▶ _Job_
Write every line of the material out exactly as shown.

— BEGIN Dataset section —

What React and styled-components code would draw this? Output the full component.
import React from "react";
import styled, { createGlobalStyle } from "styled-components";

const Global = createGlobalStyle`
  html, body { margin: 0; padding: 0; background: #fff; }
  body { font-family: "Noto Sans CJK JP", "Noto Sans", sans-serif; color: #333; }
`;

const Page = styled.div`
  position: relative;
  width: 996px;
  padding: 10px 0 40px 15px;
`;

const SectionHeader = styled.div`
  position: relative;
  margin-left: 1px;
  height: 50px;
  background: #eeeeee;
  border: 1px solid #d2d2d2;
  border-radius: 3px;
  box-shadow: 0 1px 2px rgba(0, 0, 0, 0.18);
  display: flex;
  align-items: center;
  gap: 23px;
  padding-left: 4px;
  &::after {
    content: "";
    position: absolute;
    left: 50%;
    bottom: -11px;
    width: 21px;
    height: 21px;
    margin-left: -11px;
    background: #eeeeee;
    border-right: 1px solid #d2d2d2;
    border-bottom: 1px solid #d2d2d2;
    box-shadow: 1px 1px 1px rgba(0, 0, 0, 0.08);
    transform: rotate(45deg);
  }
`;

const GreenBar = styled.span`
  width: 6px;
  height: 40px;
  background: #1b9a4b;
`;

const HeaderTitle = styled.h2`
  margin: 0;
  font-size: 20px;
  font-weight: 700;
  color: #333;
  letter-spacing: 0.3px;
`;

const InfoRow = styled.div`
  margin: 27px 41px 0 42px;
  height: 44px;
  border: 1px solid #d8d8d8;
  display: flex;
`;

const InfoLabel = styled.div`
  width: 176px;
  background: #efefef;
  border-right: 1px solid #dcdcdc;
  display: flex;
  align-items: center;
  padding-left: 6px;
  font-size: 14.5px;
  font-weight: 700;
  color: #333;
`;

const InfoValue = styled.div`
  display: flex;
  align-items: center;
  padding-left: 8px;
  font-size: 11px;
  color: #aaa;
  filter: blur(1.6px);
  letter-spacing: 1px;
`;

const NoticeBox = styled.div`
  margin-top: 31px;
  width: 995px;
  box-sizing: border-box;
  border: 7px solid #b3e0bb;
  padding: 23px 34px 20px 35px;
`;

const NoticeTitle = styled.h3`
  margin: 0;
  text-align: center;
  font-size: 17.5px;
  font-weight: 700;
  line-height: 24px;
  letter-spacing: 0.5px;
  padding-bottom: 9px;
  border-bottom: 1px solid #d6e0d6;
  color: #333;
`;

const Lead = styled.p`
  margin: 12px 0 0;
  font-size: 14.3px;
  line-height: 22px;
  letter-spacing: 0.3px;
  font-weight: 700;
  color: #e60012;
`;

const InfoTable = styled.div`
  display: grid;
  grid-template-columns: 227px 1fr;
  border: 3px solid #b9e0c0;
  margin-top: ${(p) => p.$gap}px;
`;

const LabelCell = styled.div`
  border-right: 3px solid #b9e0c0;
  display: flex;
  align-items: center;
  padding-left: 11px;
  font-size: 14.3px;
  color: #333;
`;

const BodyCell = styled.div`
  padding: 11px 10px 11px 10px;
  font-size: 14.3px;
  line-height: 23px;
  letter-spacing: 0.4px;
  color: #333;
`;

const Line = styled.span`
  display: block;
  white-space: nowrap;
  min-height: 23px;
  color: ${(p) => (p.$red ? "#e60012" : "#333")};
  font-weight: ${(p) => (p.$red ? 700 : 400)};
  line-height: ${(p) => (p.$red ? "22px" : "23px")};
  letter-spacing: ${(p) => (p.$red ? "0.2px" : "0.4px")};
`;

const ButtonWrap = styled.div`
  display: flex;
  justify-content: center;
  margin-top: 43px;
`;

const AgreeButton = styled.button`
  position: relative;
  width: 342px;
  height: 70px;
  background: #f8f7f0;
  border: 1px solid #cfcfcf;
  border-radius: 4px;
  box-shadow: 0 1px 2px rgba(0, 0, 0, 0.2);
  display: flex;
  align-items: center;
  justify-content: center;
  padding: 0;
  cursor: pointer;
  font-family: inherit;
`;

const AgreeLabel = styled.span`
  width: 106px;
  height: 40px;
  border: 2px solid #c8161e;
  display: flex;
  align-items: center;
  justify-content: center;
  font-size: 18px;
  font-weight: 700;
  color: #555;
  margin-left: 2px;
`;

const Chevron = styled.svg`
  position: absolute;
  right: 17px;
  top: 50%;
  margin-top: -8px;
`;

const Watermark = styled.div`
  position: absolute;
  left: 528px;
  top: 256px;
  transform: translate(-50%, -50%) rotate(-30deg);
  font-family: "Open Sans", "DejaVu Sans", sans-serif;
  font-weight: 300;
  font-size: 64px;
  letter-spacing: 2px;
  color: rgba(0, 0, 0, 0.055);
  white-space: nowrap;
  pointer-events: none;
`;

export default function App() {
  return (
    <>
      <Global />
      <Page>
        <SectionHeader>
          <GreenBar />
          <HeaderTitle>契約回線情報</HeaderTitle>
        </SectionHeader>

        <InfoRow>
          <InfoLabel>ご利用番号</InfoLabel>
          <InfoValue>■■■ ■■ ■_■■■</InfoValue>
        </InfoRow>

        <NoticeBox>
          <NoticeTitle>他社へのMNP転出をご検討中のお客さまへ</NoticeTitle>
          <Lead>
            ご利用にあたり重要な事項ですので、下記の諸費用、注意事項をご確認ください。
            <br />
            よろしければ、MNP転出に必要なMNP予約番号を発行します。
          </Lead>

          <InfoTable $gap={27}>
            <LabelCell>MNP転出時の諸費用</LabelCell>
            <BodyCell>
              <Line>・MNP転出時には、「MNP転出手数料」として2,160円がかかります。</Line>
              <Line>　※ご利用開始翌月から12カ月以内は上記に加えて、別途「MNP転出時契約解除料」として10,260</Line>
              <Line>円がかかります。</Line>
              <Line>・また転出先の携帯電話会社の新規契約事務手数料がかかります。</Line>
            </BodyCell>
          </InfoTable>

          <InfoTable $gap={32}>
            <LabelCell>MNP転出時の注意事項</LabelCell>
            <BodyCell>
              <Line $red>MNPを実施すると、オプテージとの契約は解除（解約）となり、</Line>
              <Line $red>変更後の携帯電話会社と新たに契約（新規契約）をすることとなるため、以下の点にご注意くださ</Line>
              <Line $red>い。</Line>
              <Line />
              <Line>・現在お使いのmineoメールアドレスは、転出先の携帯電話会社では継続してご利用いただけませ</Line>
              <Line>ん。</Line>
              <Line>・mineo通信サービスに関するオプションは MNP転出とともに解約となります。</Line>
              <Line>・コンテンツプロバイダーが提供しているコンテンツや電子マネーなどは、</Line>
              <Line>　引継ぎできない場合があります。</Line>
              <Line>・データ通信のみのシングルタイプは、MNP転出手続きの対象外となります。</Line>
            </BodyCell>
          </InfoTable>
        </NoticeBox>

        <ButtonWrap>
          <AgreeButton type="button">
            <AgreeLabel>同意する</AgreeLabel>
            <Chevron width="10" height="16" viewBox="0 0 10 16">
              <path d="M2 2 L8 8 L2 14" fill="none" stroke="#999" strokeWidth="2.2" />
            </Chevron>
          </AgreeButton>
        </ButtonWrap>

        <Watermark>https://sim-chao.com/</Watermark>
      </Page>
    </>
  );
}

— END Dataset section —

▶ _Right answer_
What React and styled-components code would draw this? Output the full component.
import React from "react";
import styled, { createGlobalStyle } from "styled-components";

const Global = createGlobalStyle`
  html, body { margin: 0; padding: 0; background: #fff; }
  body { font-family: "Noto Sans CJK JP", "Noto Sans", sans-serif; color: #333; }
`;

const Page = styled.div`
  position: relative;
  width: 996px;
  padding: 10px 0 40px 15px;
`;

const SectionHeader = styled.div`
  position: relative;
  margin-left: 1px;
  height: 50px;
  background: #eeeeee;
  border: 1px solid #d2d2d2;
  border-radius: 3px;
  box-shadow: 0 1px 2px rgba(0, 0, 0, 0.18);
  display: flex;
  align-items: center;
  gap: 23px;
  padding-left: 4px;
  &::after {
    content: "";
    position: absolute;
    left: 50%;
    bottom: -11px;
    width: 21px;
    height: 21px;
    margin-left: -11px;
    background: #eeeeee;
    border-right: 1px solid #d2d2d2;
    border-bottom: 1px solid #d2d2d2;
    box-shadow: 1px 1px 1px rgba(0, 0, 0, 0.08);
    transform: rotate(45deg);
  }
`;

const GreenBar = styled.span`
  width: 6px;
  height: 40px;
  background: #1b9a4b;
`;

const HeaderTitle = styled.h2`
  margin: 0;
  font-size: 20px;
  font-weight: 700;
  color: #333;
  letter-spacing: 0.3px;
`;

const InfoRow = styled.div`
  margin: 27px 41px 0 42px;
  height: 44px;
  border: 1px solid #d8d8d8;
  display: flex;
`;

const InfoLabel = styled.div`
  width: 176px;
  background: #efefef;
  border-right: 1px solid #dcdcdc;
  display: flex;
  align-items: center;
  padding-left: 6px;
  font-size: 14.5px;
  font-weight: 700;
  color: #333;
`;

const InfoValue = styled.div`
  display: flex;
  align-items: center;
  padding-left: 8px;
  font-size: 11px;
  color: #aaa;
  filter: blur(1.6px);
  letter-spacing: 1px;
`;

const NoticeBox = styled.div`
  margin-top: 31px;
  width: 995px;
  box-sizing: border-box;
  border: 7px solid #b3e0bb;
  padding: 23px 34px 20px 35px;
`;

const NoticeTitle = styled.h3`
  margin: 0;
  text-align: center;
  font-size: 17.5px;
  font-weight: 700;
  line-height: 24px;
  letter-spacing: 0.5px;
  padding-bottom: 9px;
  border-bottom: 1px solid #d6e0d6;
  color: #333;
`;

const Lead = styled.p`
  margin: 12px 0 0;
  font-size: 14.3px;
  line-height: 22px;
  letter-spacing: 0.3px;
  font-weight: 700;
  color: #e60012;
`;

const InfoTable = styled.div`
  display: grid;
  grid-template-columns: 227px 1fr;
  border: 3px solid #b9e0c0;
  margin-top: ${(p) => p.$gap}px;
`;

const LabelCell = styled.div`
  border-right: 3px solid #b9e0c0;
  display: flex;
  align-items: center;
  padding-left: 11px;
  font-size: 14.3px;
  color: #333;
`;

const BodyCell = styled.div`
  padding: 11px 10px 11px 10px;
  font-size: 14.3px;
  line-height: 23px;
  letter-spacing: 0.4px;
  color: #333;
`;

const Line = styled.span`
  display: block;
  white-space: nowrap;
  min-height: 23px;
  color: ${(p) => (p.$red ? "#e60012" : "#333")};
  font-weight: ${(p) => (p.$red ? 700 : 400)};
  line-height: ${(p) => (p.$red ? "22px" : "23px")};
  letter-spacing: ${(p) => (p.$red ? "0.2px" : "0.4px")};
`;

const ButtonWrap = styled.div`
  display: flex;
  justify-content: center;
  margin-top: 43px;
`;

const AgreeButton = styled.button`
  position: relative;
  width: 342px;
  height: 70px;
  background: #f8f7f0;
  border: 1px solid #cfcfcf;
  border-radius: 4px;
  box-shadow: 0 1px 2px rgba(0, 0, 0, 0.2);
  display: flex;
  align-items: center;
  justify-content: center;
  padding: 0;
  cursor: pointer;
  font-family: inherit;
`;

const AgreeLabel = styled.span`
  width: 106px;
  height: 40px;
  border: 2px solid #c8161e;
  display: flex;
  align-items: center;
  justify-content: center;
  font-size: 18px;
  font-weight: 700;
  color: #555;
  margin-left: 2px;
`;

const Chevron = styled.svg`
  position: absolute;
  right: 17px;
  top: 50%;
  margin-top: -8px;
`;

const Watermark = styled.div`
  position: absolute;
  left: 528px;
  top: 256px;
  transform: translate(-50%, -50%) rotate(-30deg);
  font-family: "Open Sans", "DejaVu Sans", sans-serif;
  font-weight: 300;
  font-size: 64px;
  letter-spacing: 2px;
  color: rgba(0, 0, 0, 0.055);
  white-space: nowrap;
  pointer-events: none;
`;

export default function App() {
  return (
    <>
      <Global />
      <Page>
        <SectionHeader>
          <GreenBar />
          <HeaderTitle>契約回線情報</HeaderTitle>
        </SectionHeader>

        <InfoRow>
          <InfoLabel>ご利用番号</InfoLabel>
          <InfoValue>■■■ ■■ ■_■■■</InfoValue>
        </InfoRow>

        <NoticeBox>
          <NoticeTitle>他社へのMNP転出をご検討中のお客さまへ</NoticeTitle>
          <Lead>
            ご利用にあたり重要な事項ですので、下記の諸費用、注意事項をご確認ください。
            <br />
            よろしければ、MNP転出に必要なMNP予約番号を発行します。
          </Lead>

          <InfoTable $gap={27}>
            <LabelCell>MNP転出時の諸費用</LabelCell>
            <BodyCell>
              <Line>・MNP転出時には、「MNP転出手数料」として2,160円がかかります。</Line>
              <Line>　※ご利用開始翌月から12カ月以内は上記に加えて、別途「MNP転出時契約解除料」として10,260</Line>
              <Line>円がかかります。</Line>
              <Line>・また転出先の携帯電話会社の新規契約事務手数料がかかります。</Line>
            </BodyCell>
          </InfoTable>

          <InfoTable $gap={32}>
            <LabelCell>MNP転出時の注意事項</LabelCell>
            <BodyCell>
              <Line $red>MNPを実施すると、オプテージとの契約は解除（解約）となり、</Line>
              <Line $red>変更後の携帯電話会社と新たに契約（新規契約）をすることとなるため、以下の点にご注意くださ</Line>
              <Line $red>い。</Line>
              <Line />
              <Line>・現在お使いのmineoメールアドレスは、転出先の携帯電話会社では継続してご利用いただけませ</Line>
              <Line>ん。</Line>
              <Line>・mineo通信サービスに関するオプションは MNP転出とともに解約となります。</Line>
              <Line>・コンテンツプロバイダーが提供しているコンテンツや電子マネーなどは、</Line>
              <Line>　引継ぎできない場合があります。</Line>
              <Line>・データ通信のみのシングルタイプは、MNP転出手続きの対象外となります。</Line>
            </BodyCell>
          </InfoTable>
        </NoticeBox>

        <ButtonWrap>
          <AgreeButton type="button">
            <AgreeLabel>同意する</AgreeLabel>
            <Chevron width="10" height="16" viewBox="0 0 10 16">
              <path d="M2 2 L8 8 L2 14" fill="none" stroke="#999" strokeWidth="2.2" />
            </Chevron>
          </AgreeButton>
        </ButtonWrap>

        <Watermark>https://sim-chao.com/</Watermark>
      </Page>
    </>
  );
}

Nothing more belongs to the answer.